Faceplant hosting a run the Friday to honor a classmate.

NMS : YHC was watching the Nats Wild Card game earlier this week and during the pregame show the moderator asked the other analysts the following question:

How do you flip the switch for a win or go home game?

The analysts (Pedro Martinez, Gary Sheffield, and Jimmy Rollins) were all former MLB players that played in plenty of big games. Each analyst answered the question with the following answer:

The switch is flipped to the ON position during workouts in the offseason. The switch is flipped to the ON position in how you practice during Spring Training. The switch is flipped ON during the season in how you prepare for each game and how you support your team mates. In other words, the switch is always ON.

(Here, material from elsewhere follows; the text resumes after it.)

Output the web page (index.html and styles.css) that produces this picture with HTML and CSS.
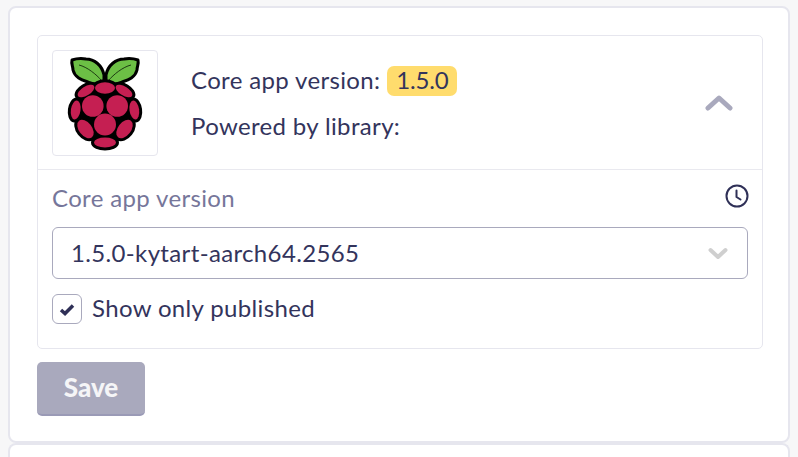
FILE: index.html
```html
<!DOCTYPE html>
<html lang="en">
<head>
<meta charset="utf-8">
<title>Core app version</title>
<link rel="stylesheet" href="styles.css">
</head>
<body>
<section class="card">
  <div class="panel">
    <div class="summary">
      <div class="logo">
        <svg width="104" height="104" viewBox="1 1 104 104" aria-hidden="true">
          <defs>
            <g id="berries">
              <ellipse cx="53" cy="38" rx="10" ry="5.700"/>
              <ellipse cx="34" cy="41" rx="9.500" ry="4.500" transform="rotate(-32 34 41)"/>
              <ellipse cx="72" cy="41" rx="9.500" ry="4.500" transform="rotate(32 72 41)"/>
              <circle cx="40.800" cy="56" r="10.800"/>
              <circle cx="65.200" cy="56" r="10.800"/>
              <ellipse cx="23.700" cy="60" rx="4.800" ry="9.500" transform="rotate(8 23.700 60)"/>
              <ellipse cx="82.300" cy="60" rx="4.800" ry="9.500" transform="rotate(-8 82.300 60)"/>
              <circle cx="53" cy="74.500" r="11"/>
              <ellipse cx="33.500" cy="79" rx="6.500" ry="10.500" transform="rotate(-38 33.500 79)"/>
              <ellipse cx="72.500" cy="79" rx="6.500" ry="10.500" transform="rotate(38 72.500 79)"/>
              <ellipse cx="53" cy="92.500" rx="11" ry="5"/>
            </g>
          </defs>
          <g stroke="#000" stroke-width="3" stroke-linejoin="round">
            <path class="leaf" d="M52 25C50 15 42 9 34 9C28 8 23 9 20 10C19 14 21 16 21 20C23 28 30 30 36 32C42 35 47 35 52 32Z"/>
            <path class="leaf" d="M54 25C56 15 64 9 72 9C78 8 83 9 86 10C87 14 85 16 85 20C83 28 76 30 70 32C64 35 59 35 54 32Z"/>
          </g>
          <path d="M27 15C35 17 44 24 50 31M79 15C71 17 62 24 56 31" stroke="#1d3a12" stroke-width="1" fill="none"/>
          <path d="M53 27L48 34H58Z" fill="#000"/>
          <path d="M53 32L74 38 85 60 74 84 53 96 32 84 21 60 32 38Z" fill="#000"/>
          <use href="#berries" class="berry-outline"/>
          <use href="#berries" class="berry"/>
        </svg>
      </div>
      <div class="facts">
        <p class="fact">Core app version: <span class="badge">1.5.0</span></p>
        <p class="fact">Powered by library:</p>
      </div>
      <svg class="collapse" width="30" height="18" viewBox="0 0 30 18" aria-hidden="true">
        <path d="M4 15L15 5 26 15" fill="none" stroke="#a9a9bd" stroke-width="5" stroke-linecap="round" stroke-linejoin="round"/>
      </svg>
    </div>
    <div class="details">
      <div class="label-row">
        <span class="label">Core app version</span>
        <svg class="clock" width="24" height="24" viewBox="0 0 24 24" aria-hidden="true">
          <circle cx="12" cy="12" r="10.500" fill="none" stroke="#2f3057" stroke-width="2"/>
          <path d="M11.500 6.500V13L15.500 15.500" fill="none" stroke="#2f3057" stroke-width="2" stroke-linecap="round" stroke-linejoin="round"/>
        </svg>
      </div>
      <div class="select">
        <span class="select-value">1.5.0-kytart-aarch64.2565</span>
        <svg width="20" height="13" viewBox="0 0 20 13" aria-hidden="true">
          <path d="M2.500 3L10 10 17.500 3" fill="none" stroke="#cfcfcf" stroke-width="4" stroke-linecap="round" stroke-linejoin="round"/>
        </svg>
      </div>
      <label class="check-row">
        <span class="checkbox">
          <svg width="16" height="13" viewBox="0 0 16 13" aria-hidden="true">
            <path d="M2 7L6 10.500 14 2.500" fill="none" stroke="#2f3057" stroke-width="3.500"/>
          </svg>
        </span>
        <span class="check-text">Show only published</span>
      </label>
    </div>
  </div>
  <button class="save" type="button">Save</button>
</section>
<div class="next-card"></div>
</body>
</html>
```

FILE: styles.css
```css
* { box-sizing: border-box; }
body {
  margin: 0;
  height: 457px;
  overflow: hidden;
  padding: 6px 8px 0;
  background: #f7f7f8;
  color: #33345c;
  font-family: Lato, "Open Sans", sans-serif;
  font-size: 24px;
  letter-spacing: 0.35px;
}
.card {
  height: 437px;
  padding: 27px 25px 0 27px;
  background: #fff;
  border: 2px solid #e6e6ee;
  border-radius: 8px;
}
.panel {
  height: 314px;
  border: 1px solid #e6e6ee;
  border-radius: 5px;
}
.summary {
  display: flex;
  align-items: center;
  height: 134px;
  padding: 14px 28px 13px 14px;
  border-bottom: 1px solid #e9e9ef;
}
.logo {
  width: 106px;
  height: 106px;
  border: 1px solid #e6e6ee;
  border-radius: 4px;
  flex: none;
}
.logo svg { display: block; }
.leaf { fill: #6cbf45; }
.berry { fill: #c51f52; }
.berry-outline { fill: #000; stroke: #000; stroke-width: 6; }
.facts { margin: -2px 0 0 33px; flex: 1; }
.fact { margin: 0; height: 46px; display: flex; align-items: center; gap: 7px; }
.badge {
  position: relative;
  top: 2px;
  padding: 0 9px;
  height: 30px;
  line-height: 28px;
  background: #ffdc6d;
  border-radius: 7px;
  letter-spacing: -0.2px;
}
.collapse { flex: none; margin-top: -3px; }
.details { padding: 14px 14px 0; }
.label-row { display: flex; justify-content: space-between; height: 43px; }
.label { color: #76769a; line-height: 28px; }
.clock { margin-right: -1px; }
.select {
  display: flex;
  align-items: center;
  justify-content: space-between;
  height: 52px;
  padding: 0 19px 0 18px;
  border: 1px solid #a9a9bd;
  border-radius: 6px;
}
.select-value { margin-top: -2px; }
.check-row { display: flex; align-items: center; gap: 10px; margin-top: 15px; }
.check-text { margin-top: -3px; }
.checkbox {
  display: flex;
  align-items: center;
  justify-content: center;
  width: 30px;
  height: 30px;
  border: 1px solid #a9a9bd;
  border-radius: 6px;
}
.save {
  display: block;
  width: 108px;
  height: 54px;
  margin-top: 13px;
  padding: 0 0 3px;
  border: 0;
  border-bottom: 2px solid #9a9ab6;
  border-radius: 5px;
  background: #a9a9bd;
  color: #f5f5f7;
  font: 900 26px Lato, "Open Sans", sans-serif;
}
.next-card {
  height: 14px;
  background: #fff;
  border: 2px solid #e6e6ee;
  border-bottom: 0;
  border-radius: 8px 8px 0 0;
}
```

This is really what The Hard Way is all about. We need to make sure our switch is flipped ON every day all day with 100% Effort, 100% Commitment, 100% Focus and 100% Determination in every aspect of our lives. Family, Marriage, Faith, Kids, Profession, etc. If we have a bad day or need assistance flipping the switch ON, each of us has an F3 brother that is standing at the ready.

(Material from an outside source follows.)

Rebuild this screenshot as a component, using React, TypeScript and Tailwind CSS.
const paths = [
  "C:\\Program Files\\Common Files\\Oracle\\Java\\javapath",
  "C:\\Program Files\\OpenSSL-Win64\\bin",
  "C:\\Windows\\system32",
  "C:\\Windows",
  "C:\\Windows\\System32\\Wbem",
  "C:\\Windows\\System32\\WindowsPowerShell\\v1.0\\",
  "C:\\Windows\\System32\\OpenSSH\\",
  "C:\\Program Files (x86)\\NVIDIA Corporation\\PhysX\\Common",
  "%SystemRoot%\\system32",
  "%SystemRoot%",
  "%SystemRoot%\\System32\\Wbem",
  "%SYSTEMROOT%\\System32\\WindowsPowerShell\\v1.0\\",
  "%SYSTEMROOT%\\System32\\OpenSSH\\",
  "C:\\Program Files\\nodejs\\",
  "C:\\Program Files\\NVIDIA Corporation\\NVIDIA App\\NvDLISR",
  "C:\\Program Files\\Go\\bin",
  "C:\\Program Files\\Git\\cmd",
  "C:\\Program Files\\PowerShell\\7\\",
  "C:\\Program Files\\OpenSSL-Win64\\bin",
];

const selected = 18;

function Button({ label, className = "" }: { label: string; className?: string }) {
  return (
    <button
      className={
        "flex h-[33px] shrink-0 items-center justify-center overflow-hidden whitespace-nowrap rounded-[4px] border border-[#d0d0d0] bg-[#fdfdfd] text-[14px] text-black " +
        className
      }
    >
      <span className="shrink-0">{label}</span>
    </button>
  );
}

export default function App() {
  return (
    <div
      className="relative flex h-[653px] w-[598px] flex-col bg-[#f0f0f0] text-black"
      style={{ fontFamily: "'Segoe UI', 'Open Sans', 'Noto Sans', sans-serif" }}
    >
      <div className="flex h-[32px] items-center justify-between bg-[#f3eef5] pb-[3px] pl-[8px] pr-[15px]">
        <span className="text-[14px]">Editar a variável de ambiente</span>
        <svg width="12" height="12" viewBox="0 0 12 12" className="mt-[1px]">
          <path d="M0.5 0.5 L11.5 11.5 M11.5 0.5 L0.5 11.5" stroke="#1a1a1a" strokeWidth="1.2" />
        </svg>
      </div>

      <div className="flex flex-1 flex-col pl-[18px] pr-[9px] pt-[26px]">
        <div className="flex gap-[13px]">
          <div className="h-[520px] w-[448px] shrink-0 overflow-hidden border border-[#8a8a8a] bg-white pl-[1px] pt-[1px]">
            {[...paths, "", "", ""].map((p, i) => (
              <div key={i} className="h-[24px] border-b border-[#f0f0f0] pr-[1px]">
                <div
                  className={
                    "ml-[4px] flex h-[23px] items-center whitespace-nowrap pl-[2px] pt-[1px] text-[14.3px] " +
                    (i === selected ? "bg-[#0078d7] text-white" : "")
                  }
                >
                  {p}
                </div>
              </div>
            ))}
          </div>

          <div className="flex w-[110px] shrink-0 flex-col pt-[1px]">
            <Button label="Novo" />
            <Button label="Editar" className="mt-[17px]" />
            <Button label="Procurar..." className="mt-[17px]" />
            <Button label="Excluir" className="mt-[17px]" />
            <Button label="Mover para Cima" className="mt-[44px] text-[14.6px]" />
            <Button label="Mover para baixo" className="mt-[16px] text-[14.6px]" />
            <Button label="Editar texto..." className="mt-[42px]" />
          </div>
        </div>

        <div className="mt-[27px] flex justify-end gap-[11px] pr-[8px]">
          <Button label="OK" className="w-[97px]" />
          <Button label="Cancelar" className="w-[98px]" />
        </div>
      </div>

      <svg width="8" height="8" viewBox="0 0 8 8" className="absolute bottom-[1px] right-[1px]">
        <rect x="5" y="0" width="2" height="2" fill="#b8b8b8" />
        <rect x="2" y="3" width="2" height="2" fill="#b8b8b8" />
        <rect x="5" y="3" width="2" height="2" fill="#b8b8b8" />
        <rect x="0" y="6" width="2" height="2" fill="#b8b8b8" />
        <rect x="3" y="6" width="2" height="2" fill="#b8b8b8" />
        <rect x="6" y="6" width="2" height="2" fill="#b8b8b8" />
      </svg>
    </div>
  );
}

Why is it important for our switch to be ON – Somebody is going to notice how we lead our lives and make the decision to flip THEIR switch ON. That is true Leadership.

Living life The Hard Way is something YHCs father emphasized to YHC his entire life and it is something YHC has tried to instill in YHCs 2.0s. This what inspired the eulogy YHC delivered and YHCs father’s funeral, which I have included below.

Happy Birthday Pop.

Circle K

The Hard Way

Pop, Dad, Coach, Friend, Cadet, Marine.  These are just some of the names Dad answered too.  The operative word here is “Answer”.  Every time and for any reason, Dad would always answer a question or address a need.  Sometimes, you might not have liked the answer you received, just ask some of the umpires during his time coaching or I can certainly attest to not liking some of his answers to my questions. 

Everybody knows that Dad had his “own” way of doing things.  His “own” way was very particular and structured.  Some people may have the idea that Dad was stubborn or bull-headed.  Just like the rest of us, Dad may have been a little stubborn, but when it came to accomplishing a task, Dad knew only “The Hard Way”.

                Let me tell you a little about “The Hard Way”.  If Dad identified a task, or if a task was assigned to him, Dad would always approach a task the same structured way:

  • Every task was treated with the utmost seriousness.  No matter how small or large the task.  Each task was tackled with complete Commitment.
  • The accomplishment of every task started with precision planning.  This included what materials were needed and who was responsible for completing the necessary steps.  The plan was always adaptable depending on the situations that would develop during the course of the plan.
  • Carrying out the aforementioned plan was always performed with maximum effort.  Half-hearted effort was not tolerated.
  • Upon successful completion of the task, Dad displayed a humble pride.  Dad never boasted of his accomplishments.
  • On occasion, Dad would not complete a task successfully.  While that was not part of the plan, Dad would always learn from his mistakes and try to ensure that others would learn from his mistakes as well.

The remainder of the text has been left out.